### Task to carry out
Check each line of the material below, and copy it if it holds the string "this".

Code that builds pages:
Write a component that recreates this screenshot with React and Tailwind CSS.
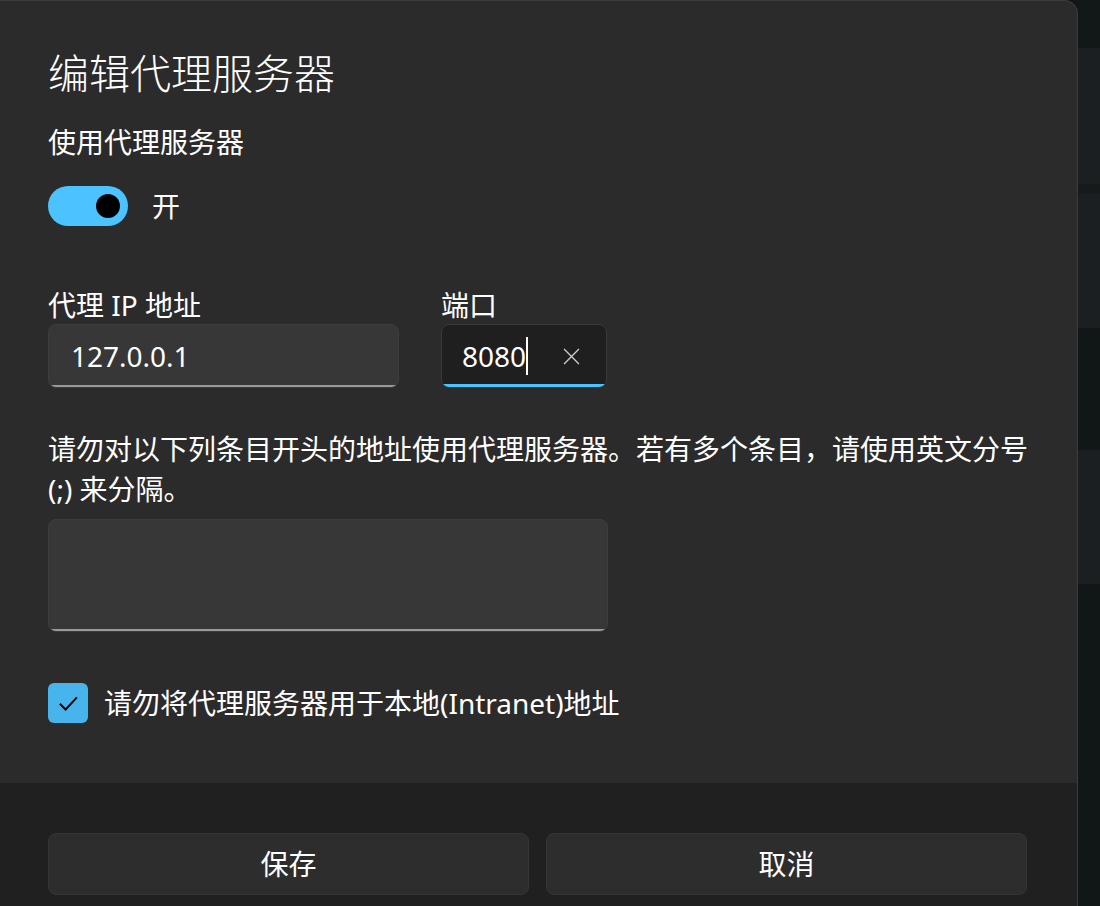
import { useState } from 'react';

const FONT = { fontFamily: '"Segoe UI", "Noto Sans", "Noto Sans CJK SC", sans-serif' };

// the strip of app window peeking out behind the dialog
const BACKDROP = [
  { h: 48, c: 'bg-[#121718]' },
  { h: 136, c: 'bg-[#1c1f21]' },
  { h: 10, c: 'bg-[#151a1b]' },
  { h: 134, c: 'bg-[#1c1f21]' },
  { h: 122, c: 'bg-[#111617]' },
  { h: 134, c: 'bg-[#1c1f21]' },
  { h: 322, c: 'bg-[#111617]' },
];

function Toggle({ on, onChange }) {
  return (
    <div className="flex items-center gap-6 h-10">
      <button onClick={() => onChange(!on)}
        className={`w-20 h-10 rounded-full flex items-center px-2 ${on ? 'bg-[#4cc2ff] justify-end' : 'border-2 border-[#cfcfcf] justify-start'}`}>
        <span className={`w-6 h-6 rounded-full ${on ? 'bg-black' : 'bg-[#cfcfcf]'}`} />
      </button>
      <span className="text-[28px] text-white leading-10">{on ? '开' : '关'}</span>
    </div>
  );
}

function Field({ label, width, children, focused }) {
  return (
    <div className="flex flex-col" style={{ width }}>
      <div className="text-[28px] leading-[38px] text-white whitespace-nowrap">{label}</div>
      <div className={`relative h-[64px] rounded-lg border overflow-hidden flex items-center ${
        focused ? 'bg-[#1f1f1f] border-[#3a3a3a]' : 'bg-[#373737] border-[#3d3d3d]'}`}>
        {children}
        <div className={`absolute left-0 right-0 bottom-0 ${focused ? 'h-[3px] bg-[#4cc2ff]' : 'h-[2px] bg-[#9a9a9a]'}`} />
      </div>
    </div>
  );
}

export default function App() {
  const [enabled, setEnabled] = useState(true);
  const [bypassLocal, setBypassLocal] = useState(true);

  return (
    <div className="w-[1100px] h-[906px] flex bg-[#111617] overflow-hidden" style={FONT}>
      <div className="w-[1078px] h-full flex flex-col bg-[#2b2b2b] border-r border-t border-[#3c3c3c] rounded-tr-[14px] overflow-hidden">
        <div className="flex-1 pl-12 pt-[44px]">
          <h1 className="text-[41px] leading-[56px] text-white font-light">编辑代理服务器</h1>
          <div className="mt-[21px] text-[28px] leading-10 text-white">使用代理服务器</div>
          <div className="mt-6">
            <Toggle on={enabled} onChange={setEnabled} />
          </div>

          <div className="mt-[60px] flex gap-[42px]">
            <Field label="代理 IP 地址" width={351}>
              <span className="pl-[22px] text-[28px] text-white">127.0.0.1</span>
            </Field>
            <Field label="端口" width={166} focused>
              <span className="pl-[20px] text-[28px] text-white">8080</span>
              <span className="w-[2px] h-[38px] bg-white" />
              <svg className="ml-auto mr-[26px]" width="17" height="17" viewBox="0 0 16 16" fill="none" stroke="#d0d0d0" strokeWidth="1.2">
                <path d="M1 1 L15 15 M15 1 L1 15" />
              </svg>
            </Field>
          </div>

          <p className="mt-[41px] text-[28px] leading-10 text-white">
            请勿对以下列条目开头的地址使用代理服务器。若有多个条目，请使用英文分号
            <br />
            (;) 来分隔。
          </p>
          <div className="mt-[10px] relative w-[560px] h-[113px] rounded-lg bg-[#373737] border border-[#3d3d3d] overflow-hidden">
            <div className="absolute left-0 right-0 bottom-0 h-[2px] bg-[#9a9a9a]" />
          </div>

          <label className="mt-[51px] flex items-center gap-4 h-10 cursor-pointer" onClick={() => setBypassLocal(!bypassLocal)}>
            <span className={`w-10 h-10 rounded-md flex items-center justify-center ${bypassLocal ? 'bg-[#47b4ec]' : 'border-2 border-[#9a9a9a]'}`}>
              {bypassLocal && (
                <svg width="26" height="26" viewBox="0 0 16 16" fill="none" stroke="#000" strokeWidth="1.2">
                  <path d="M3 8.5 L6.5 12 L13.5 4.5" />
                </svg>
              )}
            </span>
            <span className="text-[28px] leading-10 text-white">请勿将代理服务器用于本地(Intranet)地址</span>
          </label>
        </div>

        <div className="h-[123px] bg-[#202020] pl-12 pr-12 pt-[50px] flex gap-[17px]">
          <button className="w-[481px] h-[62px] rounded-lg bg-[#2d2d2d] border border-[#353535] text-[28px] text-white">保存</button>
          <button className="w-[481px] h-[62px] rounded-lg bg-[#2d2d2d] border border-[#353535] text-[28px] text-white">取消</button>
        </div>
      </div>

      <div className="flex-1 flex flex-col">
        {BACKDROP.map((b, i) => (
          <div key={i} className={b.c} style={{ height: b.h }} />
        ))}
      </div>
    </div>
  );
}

...

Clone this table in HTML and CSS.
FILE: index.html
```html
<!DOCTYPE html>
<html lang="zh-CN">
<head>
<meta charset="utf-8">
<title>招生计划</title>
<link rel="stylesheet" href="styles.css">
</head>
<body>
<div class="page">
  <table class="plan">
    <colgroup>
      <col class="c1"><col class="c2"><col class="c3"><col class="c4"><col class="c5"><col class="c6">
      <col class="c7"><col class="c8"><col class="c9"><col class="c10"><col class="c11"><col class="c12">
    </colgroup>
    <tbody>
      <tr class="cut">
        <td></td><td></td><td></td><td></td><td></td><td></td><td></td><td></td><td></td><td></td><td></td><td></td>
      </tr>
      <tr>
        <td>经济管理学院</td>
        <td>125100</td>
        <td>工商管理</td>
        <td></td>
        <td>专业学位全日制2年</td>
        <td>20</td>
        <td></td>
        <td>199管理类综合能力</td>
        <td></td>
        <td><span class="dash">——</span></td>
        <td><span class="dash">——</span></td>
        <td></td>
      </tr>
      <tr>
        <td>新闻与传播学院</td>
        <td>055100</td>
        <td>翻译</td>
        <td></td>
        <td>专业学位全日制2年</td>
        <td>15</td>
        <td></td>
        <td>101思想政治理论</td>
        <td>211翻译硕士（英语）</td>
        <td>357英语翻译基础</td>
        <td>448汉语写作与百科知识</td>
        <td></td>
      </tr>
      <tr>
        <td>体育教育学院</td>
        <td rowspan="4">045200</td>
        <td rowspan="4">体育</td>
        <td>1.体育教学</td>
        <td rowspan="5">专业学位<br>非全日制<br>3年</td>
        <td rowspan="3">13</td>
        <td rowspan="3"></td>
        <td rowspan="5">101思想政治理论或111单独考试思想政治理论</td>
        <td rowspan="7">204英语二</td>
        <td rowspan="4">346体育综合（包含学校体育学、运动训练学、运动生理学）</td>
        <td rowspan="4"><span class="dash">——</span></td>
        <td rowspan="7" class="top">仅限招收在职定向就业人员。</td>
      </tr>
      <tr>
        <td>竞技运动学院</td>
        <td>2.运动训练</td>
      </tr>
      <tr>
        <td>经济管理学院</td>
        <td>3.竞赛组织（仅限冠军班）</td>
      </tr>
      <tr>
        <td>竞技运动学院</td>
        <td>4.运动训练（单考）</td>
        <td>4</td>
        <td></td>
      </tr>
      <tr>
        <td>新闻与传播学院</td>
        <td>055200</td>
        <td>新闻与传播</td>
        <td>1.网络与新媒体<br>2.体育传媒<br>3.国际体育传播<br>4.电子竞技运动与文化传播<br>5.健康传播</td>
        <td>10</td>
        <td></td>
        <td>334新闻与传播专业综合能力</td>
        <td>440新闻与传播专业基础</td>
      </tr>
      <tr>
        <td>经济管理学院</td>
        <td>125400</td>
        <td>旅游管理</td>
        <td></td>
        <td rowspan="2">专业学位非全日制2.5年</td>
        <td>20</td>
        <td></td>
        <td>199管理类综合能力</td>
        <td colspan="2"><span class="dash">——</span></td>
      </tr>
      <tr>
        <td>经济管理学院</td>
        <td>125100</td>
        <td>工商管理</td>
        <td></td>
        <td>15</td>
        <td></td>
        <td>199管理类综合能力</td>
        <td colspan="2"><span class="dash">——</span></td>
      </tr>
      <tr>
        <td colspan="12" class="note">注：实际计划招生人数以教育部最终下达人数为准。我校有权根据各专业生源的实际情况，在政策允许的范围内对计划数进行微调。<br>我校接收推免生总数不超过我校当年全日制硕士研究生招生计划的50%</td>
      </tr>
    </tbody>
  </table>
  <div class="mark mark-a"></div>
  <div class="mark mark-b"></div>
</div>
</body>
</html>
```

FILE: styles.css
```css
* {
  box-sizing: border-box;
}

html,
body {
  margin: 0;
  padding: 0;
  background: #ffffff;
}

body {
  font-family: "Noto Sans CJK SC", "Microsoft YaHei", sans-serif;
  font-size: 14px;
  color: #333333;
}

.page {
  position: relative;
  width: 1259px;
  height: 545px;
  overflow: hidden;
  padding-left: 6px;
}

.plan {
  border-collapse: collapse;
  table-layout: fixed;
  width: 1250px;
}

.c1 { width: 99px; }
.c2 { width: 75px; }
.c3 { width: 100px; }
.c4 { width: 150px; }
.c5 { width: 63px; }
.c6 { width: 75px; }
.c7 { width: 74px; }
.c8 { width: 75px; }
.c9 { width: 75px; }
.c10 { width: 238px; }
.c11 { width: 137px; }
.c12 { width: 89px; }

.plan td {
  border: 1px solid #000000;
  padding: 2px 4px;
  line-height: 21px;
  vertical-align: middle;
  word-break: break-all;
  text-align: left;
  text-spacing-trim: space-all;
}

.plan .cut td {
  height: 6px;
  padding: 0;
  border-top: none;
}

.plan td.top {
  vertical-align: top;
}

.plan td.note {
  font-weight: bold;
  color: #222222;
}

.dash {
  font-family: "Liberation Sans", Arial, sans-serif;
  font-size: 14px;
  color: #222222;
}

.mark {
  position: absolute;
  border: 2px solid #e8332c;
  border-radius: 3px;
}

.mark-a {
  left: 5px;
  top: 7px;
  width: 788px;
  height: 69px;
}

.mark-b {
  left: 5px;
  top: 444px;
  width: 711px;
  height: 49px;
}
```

### Written answer
Write a component that recreates this screenshot with React and Tailwind CSS.
Clone this table in HTML and CSS.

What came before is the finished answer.